The appropriation was approved for FY2001 but was placed on hold after the U.S. Department of Transportation Inspector General recommended that it should be held pending answers to questions about the project's viability. The $50 million appropriation, which requires no further authorizing actions, was released following Sound Transit's work with the FTA to demonstrate that it has met federal requirements.

"The release of this appropriation means that Sound Transit has done its due diligence in reaching out to the community and making sure we have a light rail project that works for this region," Sims said. "We'll continue to work with our Congressional delegation and the FTA to secure the full $500 million grant for this project."

In early July Sound Transit submitted its draft application to the FTA for a $500 million grant that will make up about one-quarter of the $2.07 billion capital cost of the initial light rail segment, with local revenues covering the remainder. Final Design authority for the entire initial segment of Central Link is a prerequisite for the full federal grant.

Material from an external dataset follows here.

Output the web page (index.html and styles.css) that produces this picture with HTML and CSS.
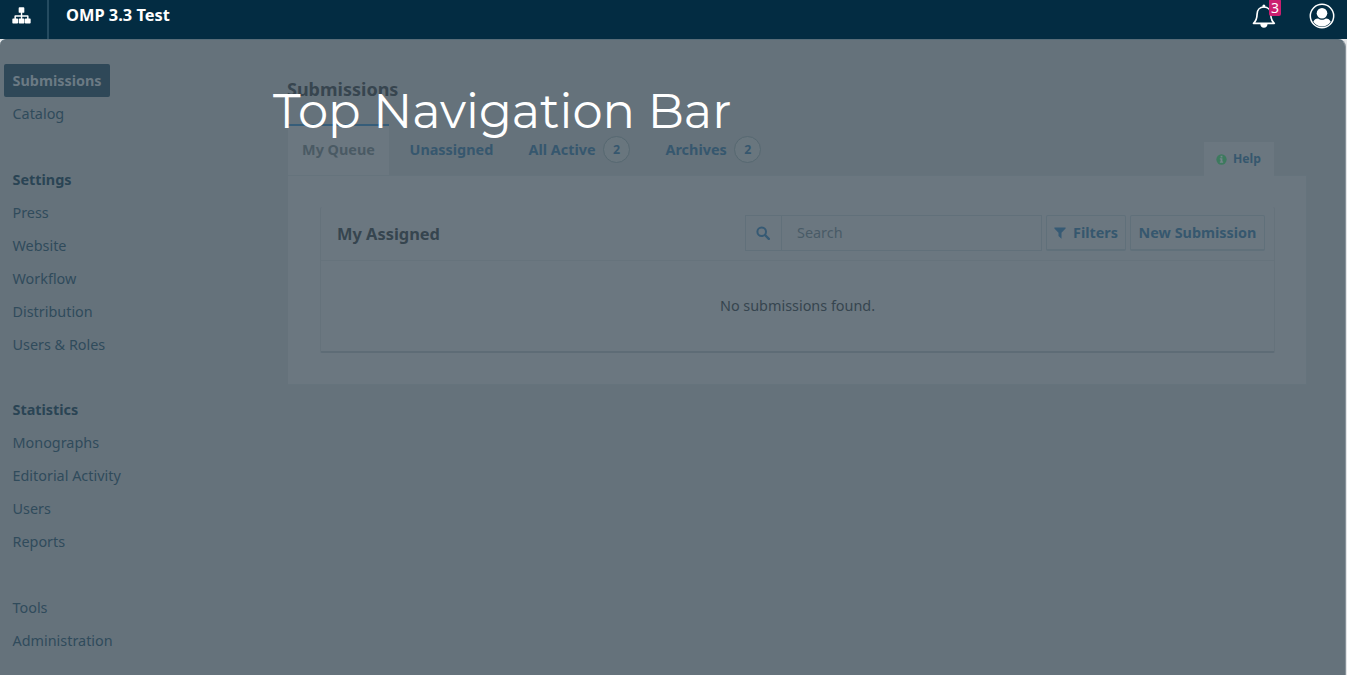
FILE: index.html
```html
<!DOCTYPE html>
<html lang="en">
<head>
<meta charset="utf-8">
<title>OMP 3.3 Test</title>
<link rel="stylesheet" href="styles.css">
</head>
<body>
<header class="topbar">
  <div class="contexts">
    <svg class="sitemap" viewBox="0 0 20 18"><path fill="#fff" d="M7 1.2q0-.9.9-.9h4.2q.9 0 .9.9v4q0 .9-.9.9h-1.3v2.6h5.7q1 0 1 1v2.6H19q.7 0 .7.8v3.5q0 .8-.8.8h-4.5q-.8 0-.8-.8v-3.5q0-.8.8-.8h1.5v-2h-5.1v2h1.500q.8 0 .8.8v3.500q0 .8-.8.8H7.800q-.8 0-.8-.8v-3.500q0-.8.8-.8h1.500v-2H4.100v2h1.400q.8 0 .8.8v3.500q0 .8-.8.8H1.100q-.8 0-.8-.8v-3.500q0-.8.8-.8h1.400V9.700q0-1 1-1h5.800V6.100H7.900Q7 6.100 7 5.200z"/></svg>
  </div>
  <div class="brand">OMP 3.3 Test</div>
  <div class="actions">
    <div class="bell">
      <svg viewBox="0 0 24 26"><path d="M1.500 20.300C4.200 18 5 15.500 5.100 11c.1-4 2.700-7 6.800-7s6.700 3 6.800 7c.1 4.500.9 7 3.600 9.300z" fill="none" stroke="#fff" stroke-width="1.700" stroke-linejoin="round"/><circle cx="11.900" cy="2.900" r="1.500" fill="#fff"/><path d="M8.300 21h7.200c0 2.200-1.500 3.700-3.600 3.700S8.300 23.200 8.300 21z" fill="#fff"/></svg>
      <span class="alert">3</span>
    </div>
    <svg class="user" viewBox="0 0 26 26"><circle cx="13" cy="13" r="11.700" fill="none" stroke="#fff" stroke-width="1.500"/><circle cx="13" cy="10.200" r="5.300" fill="#fff"/><path d="M4.300 18.800c.8-2.300 2.600-3.400 4.800-3.400 2.300 1.900 5.500 1.900 7.800 0 2.200 0 4 1.100 4.800 3.400A10.500 10.500 0 0 1 4.300 18.800z" fill="#fff"/></svg>
  </div>
</header>
<div class="stage">
<div class="app">
  <nav class="side">
    <a class="item current">Submissions</a>
    <a class="item">Catalog</a>
    <div class="group">
      <a class="item heading">Settings</a>
      <a class="item">Press</a>
      <a class="item">Website</a>
      <a class="item">Workflow</a>
      <a class="item">Distribution</a>
      <a class="item">Users &amp; Roles</a>
    </div>
    <div class="group">
      <a class="item heading">Statistics</a>
      <a class="item">Monographs</a>
      <a class="item">Editorial Activity</a>
      <a class="item">Users</a>
      <a class="item">Reports</a>
    </div>
    <div class="group">
      <a class="item">Tools</a>
      <a class="item">Administration</a>
    </div>
  </nav>
  <main class="page">
    <h1 class="title">Submissions</h1>
    <div class="tabs">
      <a class="tab active">My Queue</a>
      <a class="tab unassigned">Unassigned</a>
      <a class="tab all">All Active<span class="count">2</span></a>
      <a class="tab archives">Archives<span class="count">2</span></a>
      <a class="help"><svg viewBox="0 0 12 12"><circle cx="6" cy="6" r="5.600" fill="#3d7a5e"/><path fill="#74858a" d="M5 2h2v1.700H5zM4.200 4.700H7v3.600h.8v1.200H4.200V8.300H5V5.900h-.8z"/></svg>Help</a>
    </div>
    <section class="panel">
      <div class="list">
        <div class="list-head">
          <h2 class="list-title">My Assigned</h2>
          <div class="search"><span class="glass"><svg viewBox="0 0 14 14"><circle cx="5.700" cy="5.700" r="4.300" fill="none" stroke="#365a74" stroke-width="2"/><path d="M9 9l3.800 3.800" stroke="#365a74" stroke-width="2.400" stroke-linecap="round"/></svg></span><span class="placeholder">Search</span></div>
          <a class="button filters"><svg viewBox="0 0 12 12"><path fill="#365a74" d="M.4.400h11.200v1L7.500 5.800v5.900L4.500 9V5.800L.4 1.400z"/></svg>Filters</a>
          <a class="button submit">New Submission</a>
        </div>
        <div class="empty">No submissions found.</div>
      </div>
    </section>
  </main>
  <div class="caption">Top Navigation Bar</div>
</div>
</div>
</body>
</html>
```
FILE: styles.css
```css
* { box-sizing: border-box; }
body { margin: 0; width: 1347px; height: 675px; overflow: hidden; font: 14.400px/20px "Noto Sans", sans-serif; color: #2f4858; background: #e3e5e7; }
h1, h2 { margin: 0; }
svg { display: block; flex: none; }
.topbar { display: flex; height: 39px; background: #032c42; color: #fff; }
.contexts { width: 49px; border-right: 2px solid #244b60; padding: 7px 0 0 12px; }
.sitemap { width: 19px; height: 17px; }
.brand { padding: 5px 0 0 17px; font-size: 16.400px; font-weight: 700; }
.actions { display: flex; margin-left: auto; padding: 3px 12px 0 0; gap: 33px; }
.bell { position: relative; width: 25px; }
.bell svg { width: 24px; height: 26px; margin-left: 1px; }
.alert { position: absolute; left: 18px; top: -4px; width: 12px; height: 17px; background: #cb1f70; border-radius: 2px; font-size: 14px; line-height: 18px; text-align: center; }
.user { width: 26px; height: 26px; }
.stage { height: 636px; }
.app { position: relative; display: flex; width: 1346px; height: 636px; background: #65727b; border-radius: 6px 8px 0 0; border-top: 1px solid #576c78; border-right: 1px solid #87929a; }
.side { width: 287px; padding: 24px 0 0 4px; }
.item { display: block; height: 32.940px; line-height: 33px; padding-left: 8.500px; color: #304b5b; }
.current { width: 106px; background: #2f4858; color: #6b7a84; font-weight: 700; border-radius: 2px; }
.heading { font-weight: 700; color: #2a4454; }
.group { margin-top: 32.940px; }
.page { width: 1020px; padding-top: 37px; }
.title { font-size: 18px; line-height: 24px; color: #37454f; }
.tabs { display: flex; height: 51px; margin-top: 23px; font-weight: 700; color: #36576e; }
.tab { height: 51px; padding: 2px 0; display: flex; align-items: center; white-space: nowrap; }
.active { width: 101px; margin-left: 1px; justify-content: center; color: #4a5a64; background: #6b7780; border-top: 2px solid #365d79; padding: 0 0 2px; }
.unassigned { margin-left: 20.500px; width: 119px; }
.all { width: 137px; }
.archives { width: 100px; }
.count { display: block; flex: none; width: 27px; height: 27px; margin-left: 7.500px; border: 1px solid #566871; border-radius: 50%; background: #69767e; font-size: 12.400px; line-height: 25px; text-align: center; }
.help { display: flex; align-items: center; margin: 18px 33px 0 auto; width: 70px; height: 34px; background: #6b7780; padding-left: 12px; gap: 6px; font-size: 12.200px; position: relative; }
.help svg { width: 11px; height: 11px; }
.panel { margin-left: 1px; width: 1019px; height: 210px; background: #6b7780; border: 1px solid #65737c; border-left: 0; padding: 31px 31px 0 32px; }
.list { width: 955px; height: 146px; border: 1px solid #65727b; border-top: 0; border-bottom: 2px solid #5e6c76; border-radius: 2px; }
.list-head { display: flex; height: 54px; align-items: flex-start; border-bottom: 1px solid #66737c; padding: 8px 9px 0 16px; }
.list-title { font-size: 16.400px; line-height: 37px; color: #36454f; }
.search { display: flex; width: 297px; height: 36px; border: 1px solid #61707a; margin-left: auto; line-height: 33px; color: #495b67; }
.glass { width: 36px; border-right: 1px solid #61707a; padding: 10px 0 0 10px; }
.glass svg { width: 14px; height: 14px; }
.placeholder { padding-left: 15px; }
.button { display: flex; align-items: center; height: 36px; border: 1px solid #60707a; border-bottom-width: 2px; border-radius: 2px; font-weight: 700; color: #36576e; white-space: nowrap; padding-top: 1px; }
.filters { width: 80px; margin-left: 4px; padding-left: 7px; gap: 7px; }
.filters svg { width: 12px; height: 12px; }
.submit { width: 135px; margin-left: 4px; justify-content: center; }
.empty { padding-top: 35px; text-align: center; color: #36454f; }
.caption { position: absolute; left: 273px; top: 41px; font: 400 48px/60px Montserrat, Inter, sans-serif; color: #fff; white-space: nowrap; }
```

Over the next several weeks, Sound Transit will continue working with the local (Region X) FTA office to refine the grant application. The U.S. Department of Transportation and U.S. Congress will also review the project.

The initial segment of Central Link light rail will connect with local and regional bus service and with Sounder commuter rail service. The line, which is projected to carry approximately 42,500 riders daily by 2020, will run from downtown Seattle to S. 154th in Tukwila with shuttle service to SeaTac Airport. It is the first part of a light rail system that should eventually carry nearly 150,000 riders a day along the I-5 corridor between north Seattle and SeaTac, the most congested stretch of highway in the state.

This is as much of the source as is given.